I have watched it: the people were watching a poor circus fellow, I was watching the people. Was anybody blinking, anybody breathing? No, nobody blinks an eye, they completely forget. Even an unconscious process that goes on automatically – you need not blink, your eye blinks; you need not breathe, your chest breathes. But even the automatic processes of blinking and breathing simply stop, you are in awe.

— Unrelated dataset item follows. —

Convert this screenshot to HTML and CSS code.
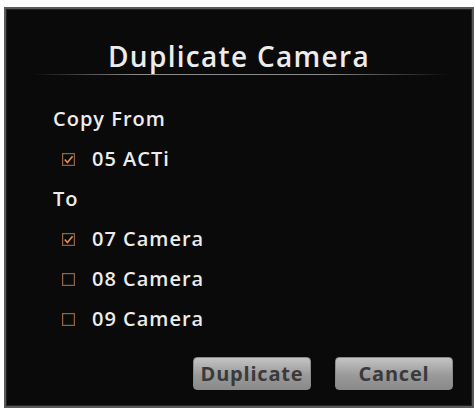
FILE: index.html
```html
<!DOCTYPE html>
<html lang="en">
<head>
  <meta charset="UTF-8">
  <title>Duplicate Camera</title>
  <link rel="stylesheet" href="styles.css">
</head>
<body>
  <div class="dialog">
    <h1 class="title">Duplicate Camera</h1>
    <div class="rule"></div>

    <div class="section">
      <div class="label">Copy From</div>
      <div class="item">
        <svg class="box" viewBox="0 0 14 14"><rect x="1.5" y="1.5" width="11" height="11" /><path class="tick" d="M3.5 7 L6 9.8 L10.8 4" /></svg>
        <span>05 ACTi</span>
      </div>
      <div class="label">To</div>
      <div class="item">
        <svg class="box" viewBox="0 0 14 14"><rect x="1.5" y="1.5" width="11" height="11" /><path class="tick" d="M3.5 7 L6 9.8 L10.8 4" /></svg>
        <span>07 Camera</span>
      </div>
      <div class="item">
        <svg class="box" viewBox="0 0 14 14"><rect x="1.5" y="1.5" width="11" height="11" /></svg>
        <span>08 Camera</span>
      </div>
      <div class="item">
        <svg class="box" viewBox="0 0 14 14"><rect x="1.5" y="1.5" width="11" height="11" /></svg>
        <span>09 Camera</span>
      </div>
    </div>

    <div class="actions">
      <button class="btn">Duplicate</button>
      <button class="btn">Cancel</button>
    </div>
  </div>
</body>
</html>
```

FILE: styles.css
```css
body {
  margin: 0;
  background: #fff;
  font-family: "Open Sans", "DejaVu Sans", sans-serif;
}

.dialog {
  box-sizing: border-box;
  width: 470px;
  height: 401px;
  margin: 7px 0 0 4px;
  background: #0a0a0a;
  border: 2px solid #5a5a5a;
  box-shadow: inset 0 0 0 1px #222;
  color: #ececec;
  position: relative;
}

.title {
  margin: 0;
  padding-top: 30px;
  text-align: center;
  font-size: 28px;
  font-weight: 600;
  line-height: 34px;
  letter-spacing: 1.3px;
}

.rule {
  height: 1px;
  margin: 1px 22px 0 26px;
  background: linear-gradient(90deg, rgba(120,120,120,0) 0%, #8a8a8a 25%, #8a8a8a 70%, rgba(120,120,120,0) 100%);
}

.section {
  padding: 24px 0 0 47px;
}

.label,
.item {
  height: 40px;
  line-height: 40px;
  font-size: 20px;
  font-weight: 600;
  letter-spacing: 1px;
}

.item {
  display: flex;
  align-items: center;
  gap: 16px;
  margin-left: 8px;
}

.box {
  width: 15px;
  height: 15px;
  flex: none;
}

.box rect {
  fill: none;
  stroke: #8c6246;
  stroke-width: 1.2;
}

.tick {
  fill: none;
  stroke: #e08a48;
  stroke-width: 1.6;
}

.actions {
  position: absolute;
  right: 19px;
  bottom: 16px;
  display: flex;
  gap: 24px;
}

.btn {
  width: 118px;
  height: 33px;
  border: 1px solid #8a8a8a;
  border-radius: 4px;
  background: linear-gradient(#c4c4c4, #9a9a9a 55%, #8a8a8a);
  color: #3a3a3a;
  font-family: "Open Sans", "DejaVu Sans", sans-serif;
  font-size: 20px;
  font-weight: 700;
  letter-spacing: 0.8px;
  padding: 0;
}
```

And there is nothing in it. Those sixty feet are calculated. That man has been practicing continually: it is calculated that within the sixty foot fall, he is not going to be burned. And it is not kerosene, it is not petrol, it is pure spirit. Falling in the water, within seconds the fire is gone, and the man comes up. And he is a hero because you cannot do it. Just a little practice is needed and a calculation of how long it will take for spirit to burn you: the time limit has to be less than that. And you have to be able to jump.